Since DFT requires us to segment the audio, if we want to analyze the spectrum over a very short time period, we need a window function to segment the audio samples.

Audio segmentation can lead to spectrum leakage. Due to the use of window functions, the energy of the true frequency can leak into other frequencies. For example, if your sampling rate is $f_S$ and the window size is $N$ , then if your frequency is not an integer multiple of $\frac{f_S}{N}$ , spectrum leakage will occur. You can reduce the impact of spectrum leakage by choosing a more appropriate window function, but you cannot completely avoid it.

FFT

The time complexity of directly performing the Discrete Fourier Transform is $O(N^2)$ . We can speed up this process using a divide-and-conquer approach, where the time complexity of the Fast Fourier Transform is only $O(N \log N)$ . However, this requires the input length to be a power of two. If the original data length is not a power of two, we can adjust the length by padding with zeros.

Music Recognition

Spectrum Filtering

Since music recognition needs to tolerate noise, we need to filter the input audio to extract the loudest audio. However, we cannot directly determine the top X frequencies for each time segment because the human ear is less sensitive to low and high-frequency sounds. Therefore, many pieces of music undergo preprocessing to enhance low frequencies before release. If this is done, it can make two similar drum beats appear very similar in the spectrogram.

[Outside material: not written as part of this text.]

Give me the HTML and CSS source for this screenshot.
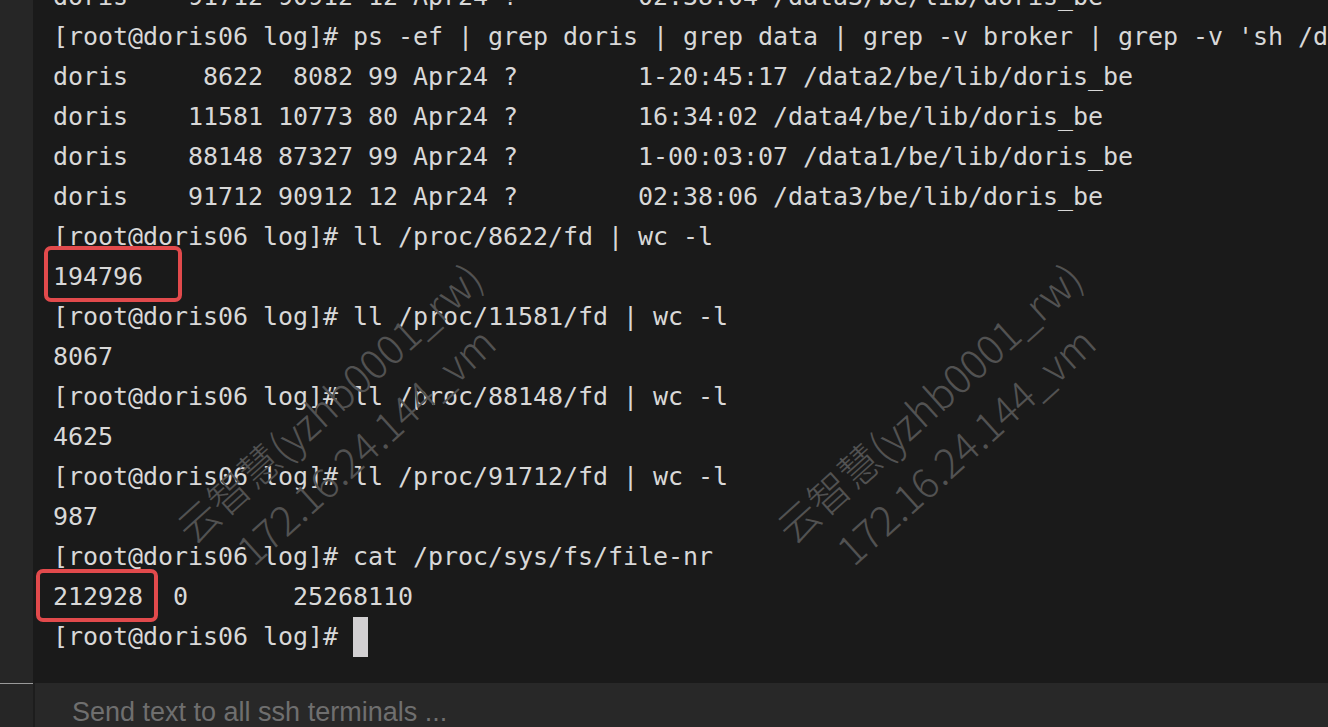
FILE: index.html
```html
<!DOCTYPE html>
<html lang="en">
<head>
<meta charset="utf-8">
<title>Terminal</title>
<link rel="stylesheet" href="styles.css">
</head>
<body>
<div class="app">
  <div class="gutter"></div>
  <div class="terminal">
<pre class="screen">doris    91712 90912 12 Apr24 ?        02:38:04 /data3/be/lib/doris_be
[root@doris06 log]# ps -ef | grep doris | grep data | grep -v broker | grep -v 'sh /data'
doris     8622  8082 99 Apr24 ?        1-20:45:17 /data2/be/lib/doris_be
doris    11581 10773 80 Apr24 ?        16:34:02 /data4/be/lib/doris_be
doris    88148 87327 99 Apr24 ?        1-00:03:07 /data1/be/lib/doris_be
doris    91712 90912 12 Apr24 ?        02:38:06 /data3/be/lib/doris_be
[root@doris06 log]# ll /proc/8622/fd | wc -l
194796
[root@doris06 log]# ll /proc/11581/fd | wc -l
8067
[root@doris06 log]# ll /proc/88148/fd | wc -l
4625
[root@doris06 log]# ll /proc/91712/fd | wc -l
987
[root@doris06 log]# cat /proc/sys/fs/file-nr
212928  0       25268110
[root@doris06 log]# <span class="cursor"> </span></pre>
    <div class="watermark wm-left"><span>云智慧(yzhb0001_rw)</span><span class="wm-ip">172.16.24.144_vm</span></div>
    <div class="watermark wm-right"><span>云智慧(yzhb0001_rw)</span><span class="wm-ip">172.16.24.144_vm</span></div>
    <div class="mark mark-fd"></div>
    <div class="mark mark-nr"></div>
  </div>
  <div class="gutter gutter-bottom"></div>
  <div class="input-bar">Send text to all ssh terminals ...</div>
</div>
</body>
</html>
```
FILE: styles.css
```css
html, body {
  margin: 0;
  padding: 0;
  background: #1a1a1a;
  overflow: hidden;
}

.app {
  width: 1328px;
  height: 727px;
  display: grid;
  grid-template-columns: 33px 1fr;
  grid-template-rows: 683px 44px;
}

.gutter {
  background: #262626;
}

.gutter-bottom {
  border-top: 1px solid #9a9a9a;
}

.terminal {
  position: relative;
  overflow: hidden;
  background: #1a1a1a;
  padding-left: 20px;
}

.screen {
  margin: -23px 0 0 0;
  font-family: "DejaVu Sans Mono", monospace;
  font-size: 25px;
  letter-spacing: -0.05px;
  line-height: 40px;
  color: #d8d8d8;
  white-space: pre;
}

.cursor {
  display: inline-block;
  width: 15px;
  height: 40px;
  vertical-align: top;
  background: #d2d0d2;
}

.watermark {
  position: absolute;
  display: flex;
  flex-direction: column;
  transform: rotate(-42deg);
  transform-origin: 0 0;
  font-family: "Noto Sans CJK SC", "Noto Sans", sans-serif;
  font-weight: 300;
  font-size: 41px;
  line-height: 56px;
  color: #525252;
  white-space: nowrap;
}

.wm-ip {
  padding-left: 30px;
}

.wm-left {
  left: 130px;
  top: 512px;
}

.wm-right {
  left: 730px;
  top: 512px;
}

.mark {
  position: absolute;
  border: 4px solid #e24a4c;
  border-radius: 7px;
  box-sizing: border-box;
}

.mark-fd {
  left: 11px;
  top: 246px;
  width: 138px;
  height: 56px;
}

.mark-nr {
  left: 3px;
  top: 569px;
  width: 122px;
  height: 53px;
}

.input-bar {
  background: #282828;
  border-left: 2px solid #1d1d1d;
  padding-left: 37px;
  font-family: "Liberation Sans", Arial, sans-serif;
  font-size: 27px;
  line-height: 44px;
  padding-top: 7px;
  color: #6f6f6f;
  white-space: nowrap;
  overflow: hidden;
}
```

A better solution is to perform spectrum segmentation, dividing the entire frequency range into low, mid, and high frequencies, and selecting the strongest peaks from each band.

After performing spectrum filtering, we extract the strong feature points from the spectrogram, recording the song ID, occurrence time, frequency, and other information as the audio fingerprint of the song. By extracting several such audio fingerprints per second, we can match music in a database.